I like doing home improvements (drip, drip, drip) I embrace the challenges and I gain satisfaction from a job well done.  I also understand my limitations.  So if it’s a repair I haven’t done before, there will be some type of… learning curve.  Before I start one of those projects I make sure my girls aren’t around because odds are good that at some point in the heat of the learning curve… the words that roll off my tongue …are four letters and commonly shouted by every football coach and fourth grade boy in the Western Hemisphere.  The girls would chastise me more than they already do…they think they are steering the ship. (drip, drip, drip).   I’ve noticed that the more challenging improvements in our home seem to come in groups rather than being spread out over time.  Lately they have all involved plumbing.  (drip, drip, drip) The tough ones are deceiving.  They appear to be simple half hour jobs and yet somehow they are magically transformed into an odyssey that requires an attitude adjustment, two hours of YouTube instructional videos, a part that is on back order, and schematics designed by engineers…for engineers. (drip, drip, drip)  I think I just realized that maybe I don’t understand my limitations.  However I’m not talking about installing a new furnace, or rewiring our house.  The latest task was…wait for it…fixing a dripping faucet in the girl’s bathroom.  Seriously, now that you know the repair, would you expect the fix to take…two UPS shipments, and seventeen days?  It’s important to highlight the fact that even though it appears I’m in denial about my capabilities…I didn’t discontinue the model of our faucet, I didn’t decide to only label the schematics in Chinese, Latin, and Mayan, or take the replacement parts off retailer’s shelves…I did however turn off the hot water in that bathroom until the parts arrived because the drip became a small stream after the third time I partially took the faucet apart (see learning curve for details).  So every day it wasn’t fixed…there was more of a sense of urgency to do so.

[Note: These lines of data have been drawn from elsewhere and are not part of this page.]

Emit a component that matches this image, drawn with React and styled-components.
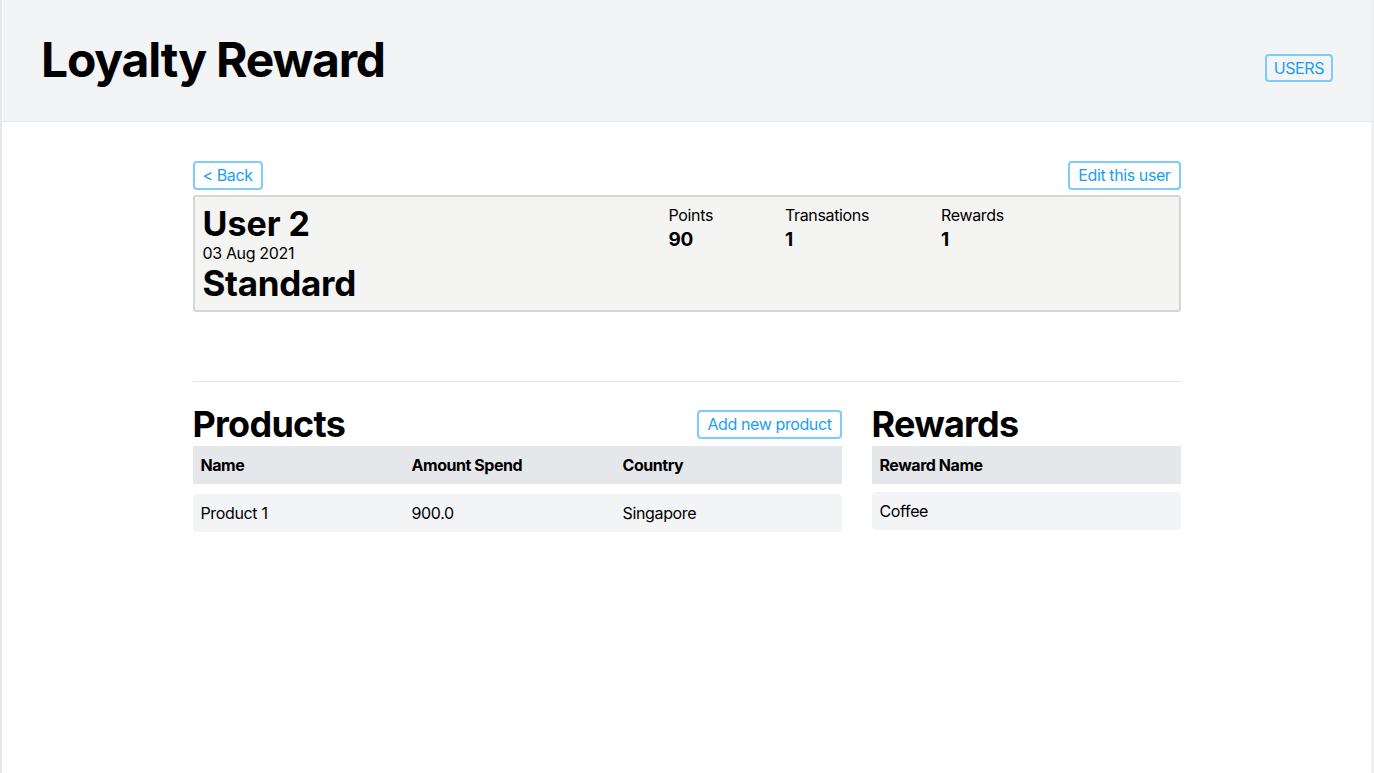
import React from "react";
import styled, { createGlobalStyle } from "styled-components";

const Global = createGlobalStyle`
  html, body { margin: 0; padding: 0; background: #fff; }
  body { font-family: Inter, "Noto Sans", sans-serif; color: #000; letter-spacing: -0.35px; }
  * { box-sizing: border-box; }
`;

const Page = styled.div`
  min-height: 100vh;
  border-left: 2px solid #e5e7eb;
  border-right: 3px solid #eeeff1;
  background: #fff;
`;

const Header = styled.header`
  height: 122px;
  background: #f3f4f6;
  border-bottom: 1px solid #e5e7eb;
  border-left: 1px solid #fafafa;
  display: flex;
  justify-content: space-between;
  align-items: flex-start;
  padding: 36px 38px 0 38px;
`;

const Title = styled.h1`
  margin: 0;
  font-size: 48px;
  line-height: 48px;
  font-weight: 700;
  letter-spacing: -1.2px;
`;

const OutlineButton = styled.button`
  font-family: Inter, "Noto Sans", sans-serif;
  font-size: 16px;
  letter-spacing: -0.4px;
  line-height: 21px;
  color: #1a9ff0;
  background: #fff;
  border: 2px solid #7fcbfb;
  border-radius: 4px;
  padding: 2px 8px;
  cursor: pointer;
  margin-top: ${(p) => p.$mt || "0"};
  white-space: nowrap;
`;

const NavButton = styled(OutlineButton)`
  background: transparent;
  padding: 2px 7px;
  line-height: 20px;
`;

const Container = styled.main`
  max-width: 988px;
  margin: 0 auto;
  padding-top: 39px;
`;

const TopBar = styled.div`
  display: flex;
  justify-content: space-between;
  margin-bottom: 5px;
`;

const UserCard = styled.section`
  background: #f4f4f2;
  border: 2px solid #d6d6d6;
  border-radius: 3px;
  height: 117px;
  display: flex;
  padding: 0 8px;
`;

const UserInfo = styled.div`
  width: 466px;
  display: flex;
  flex-direction: column;
  padding-top: 8px;
`;

const UserName = styled.div`
  font-size: ${(p) => p.$size || "34px"};
  font-weight: 700;
  line-height: ${(p) => p.$lh || "38px"};
  letter-spacing: ${(p) => p.$ls || "0"};
`;

const UserDate = styled.div`
  font-size: 16px;
  line-height: 20px;
`;

const Stats = styled.div`
  display: flex;
  gap: 72px;
  padding-top: 8px;
`;

const Stat = styled.div`
  display: flex;
  flex-direction: column;
`;

const StatLabel = styled.div`
  font-size: 16px;
  line-height: 20px;
`;

const StatValue = styled.div`
  font-size: 19px;
  font-weight: 700;
  line-height: 22px;
  margin-top: 4px;
`;

const Divider = styled.hr`
  border: none;
  border-top: 1px solid #e5e7eb;
  margin: 69px 0 20px;
`;

const Sections = styled.div`
  display: grid;
  grid-template-columns: 649px 309px;
  column-gap: 30px;
`;

const SectionHead = styled.div`
  display: flex;
  justify-content: space-between;
  align-items: center;
  height: 44px;
`;

const SectionTitle = styled.h2`
  margin: 0;
  font-size: 36px;
  line-height: 44px;
  font-weight: 700;
  letter-spacing: -0.75px;
`;

const Table = styled.div`
  display: flex;
  flex-direction: column;
`;

const Row = styled.div`
  display: grid;
  grid-template-columns: ${(p) => p.$cols};
  align-items: center;
  height: 38px;
  padding: 0 8px;
  font-size: 16px;
  background: ${(p) => (p.$head ? "#e5e7eb" : "#f3f4f6")};
  font-weight: ${(p) => (p.$head ? 700 : 400)};
  letter-spacing: ${(p) => (p.$head ? "-0.45px" : "-0.35px")};
  border-radius: ${(p) => (p.$head ? "0" : "4px")};
  margin-top: ${(p) => p.$mt || "0"};
`;

const Cell = styled.div`
  white-space: nowrap;
`;

export default function App() {
  const productCols = "211px 211px 1fr";
  return (
    <>
      <Global />
      <Page>
        <Header>
          <Title>Loyalty Reward</Title>
          <NavButton $mt="18px">USERS</NavButton>
        </Header>
        <Container>
          <TopBar>
            <OutlineButton>&lt; Back</OutlineButton>
            <OutlineButton>Edit this user</OutlineButton>
          </TopBar>
          <UserCard>
            <UserInfo>
              <UserName>User 2</UserName>
              <UserDate>03 Aug 2021</UserDate>
              <UserName $size="35px" $lh="40px" $ls="-0.3px">Standard</UserName>
            </UserInfo>
            <Stats>
              <Stat>
                <StatLabel>Points</StatLabel>
                <StatValue>90</StatValue>
              </Stat>
              <Stat>
                <StatLabel>Transations</StatLabel>
                <StatValue>1</StatValue>
              </Stat>
              <Stat>
                <StatLabel>Rewards</StatLabel>
                <StatValue>1</StatValue>
              </Stat>
            </Stats>
          </UserCard>
          <Divider />
          <Sections>
            <div>
              <SectionHead>
                <SectionTitle>Products</SectionTitle>
                <OutlineButton>Add new product</OutlineButton>
              </SectionHead>
              <Table>
                <Row $head $cols={productCols}>
                  <Cell>Name</Cell>
                  <Cell>Amount Spend</Cell>
                  <Cell>Country</Cell>
                </Row>
                <Row $cols={productCols} $mt="10px">
                  <Cell>Product 1</Cell>
                  <Cell>900.0</Cell>
                  <Cell>Singapore</Cell>
                </Row>
              </Table>
            </div>
            <div>
              <SectionHead>
                <SectionTitle>Rewards</SectionTitle>
              </SectionHead>
              <Table>
                <Row $head $cols="1fr">
                  <Cell>Reward Name</Cell>
                </Row>
                <Row $cols="1fr" $mt="8px">
                  <Cell>Coffee</Cell>
                </Row>
              </Table>
            </div>
          </Sections>
        </Container>
      </Page>
    </>
  );
}
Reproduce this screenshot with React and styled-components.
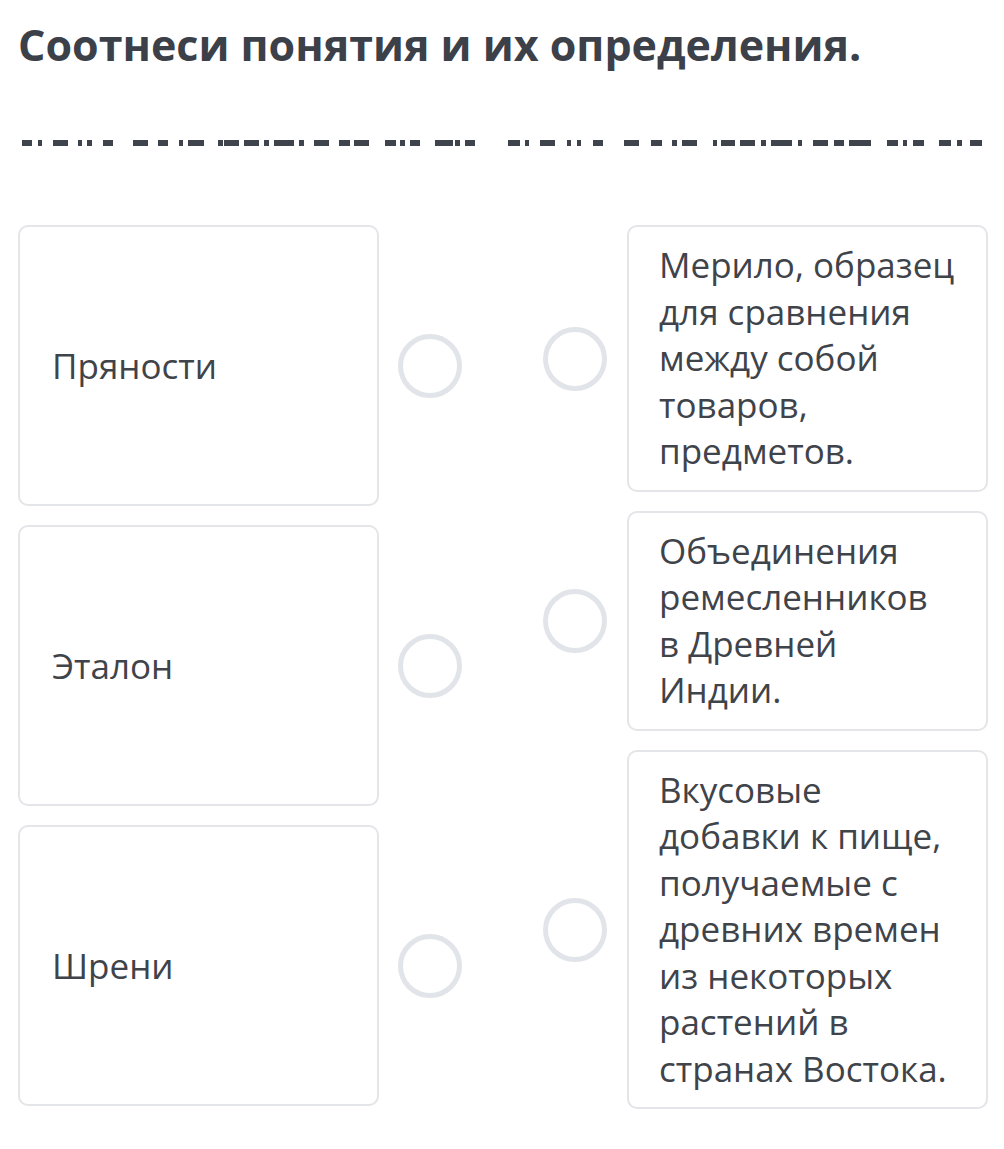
import React from 'react';
import styled, { createGlobalStyle } from 'styled-components';

const GlobalStyle = createGlobalStyle`
  html, body {
    margin: 0;
    padding: 0;
    background: #ffffff;
  }
  body {
    font-family: 'Open Sans', 'Noto Sans', sans-serif;
    color: #3f434a;
  }
`;

const Page = styled.div`
  width: 1004px;
  min-height: 1149px;
  box-sizing: border-box;
  padding: 16px 16px 40px 18px;
`;

const Title = styled.h1`
  margin: 0;
  font-size: 43px;
  line-height: 1.36;
  font-weight: 700;
  color: #3b4049;
  letter-spacing: 0;
`;

const Redacted = styled.svg`
  display: block;
  margin-top: 66px;
  margin-left: 4px;
`;

const Board = styled.div`
  margin-top: 79px;
  display: flex;
  justify-content: space-between;
  width: 970px;
`;

const Column = styled.div`
  display: flex;
  flex-direction: column;
  gap: 19px;
`;

const Row = styled.div`
  display: flex;
  align-items: center;
  gap: ${(p) => (p.$right ? '20px' : '19px')};
`;

const Card = styled.div`
  width: 361px;
  box-sizing: border-box;
  border: 2px solid #e3e5e8;
  border-radius: 10px;
  background: #fff;
  font-size: 35px;
  line-height: 46.5px;
  color: #3f434a;
  display: flex;
  align-items: center;
`;

const TermCard = styled(Card)`
  height: 281px;
  padding: 0 20px 0 32px;
`;

const DefCard = styled(Card)`
  padding: 15px 24px 15px 30px;
`;

const Dot = styled.div`
  width: 64px;
  height: 64px;
  box-sizing: border-box;
  border: 5px solid #e1e4e8;
  border-radius: 50%;
  flex-shrink: 0;
  background: #fff;
`;

const blocks = [
  [22, 10], [38, 4], [53, 15], [78, 4], [87, 5], [103, 10],
  [133, 15], [158, 10], [179, 4], [188, 16],
  [218, 5], [224, 15], [244, 15], [264, 5], [274, 20], [299, 5], [314, 15], [339, 11], [354, 15],
  [385, 11], [400, 5], [410, 10],
  [435, 18], [455, 5], [465, 10],
  [508, 12], [525, 4], [540, 15], [567, 4], [577, 4], [593, 10],
  [624, 15], [651, 11], [672, 5], [682, 15],
  [713, 4], [721, 14], [740, 15], [761, 5], [771, 21], [798, 4], [813, 15], [834, 10], [849, 22],
  [887, 11], [903, 4], [913, 11],
  [939, 12], [957, 5], [970, 12],
];

const terms = ['Пряности', 'Эталон', 'Шрени'];

const definitions = [
  'Мерило, образец для сравнения между собой товаров, предметов.',
  'Объединения ремесленников в\u00a0Древней Индии.',
  'Вкусовые добавки к пище, получаемые с древних времен из некоторых растений в странах Востока.',
];

const App = () => (
  <Page>
    <GlobalStyle />
    <Title>Соотнеси понятия и их определения.</Title>

    {/* скрытая строка под заголовком */}
    <Redacted width="962" height="6" viewBox="22 0 962 6">
      {blocks.map(([x, w]) => (
        <rect key={x} x={x} y="0" width={w} height="6" fill="#3f444c" />
      ))}
    </Redacted>

    <Board>
      <Column>
        {terms.map((t) => (
          <Row key={t}>
            <TermCard>{t}</TermCard>
            <Dot />
          </Row>
        ))}
      </Column>
      <Column>
        {definitions.map((d) => (
          <Row key={d} $right>
            <Dot />
            <DefCard>{d}</DefCard>
          </Row>
        ))}
      </Column>
    </Board>
  </Page>
);

export default App;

Several years ago we remodeled our home.  Our bathrooms were rebuilt from the studs…by studs.  I say that because they did a great job.  I draw the line at totally rebuilding a room because frankly that kind of construction project takes a lot of knowledge, resources, and time.  Time that I need to devote to working so that I can pay for the stinking upgrade!  I’d love to do a project like that, but I’d also love to keep my marriage, keep my job, keep my sanity, and the list goes on. 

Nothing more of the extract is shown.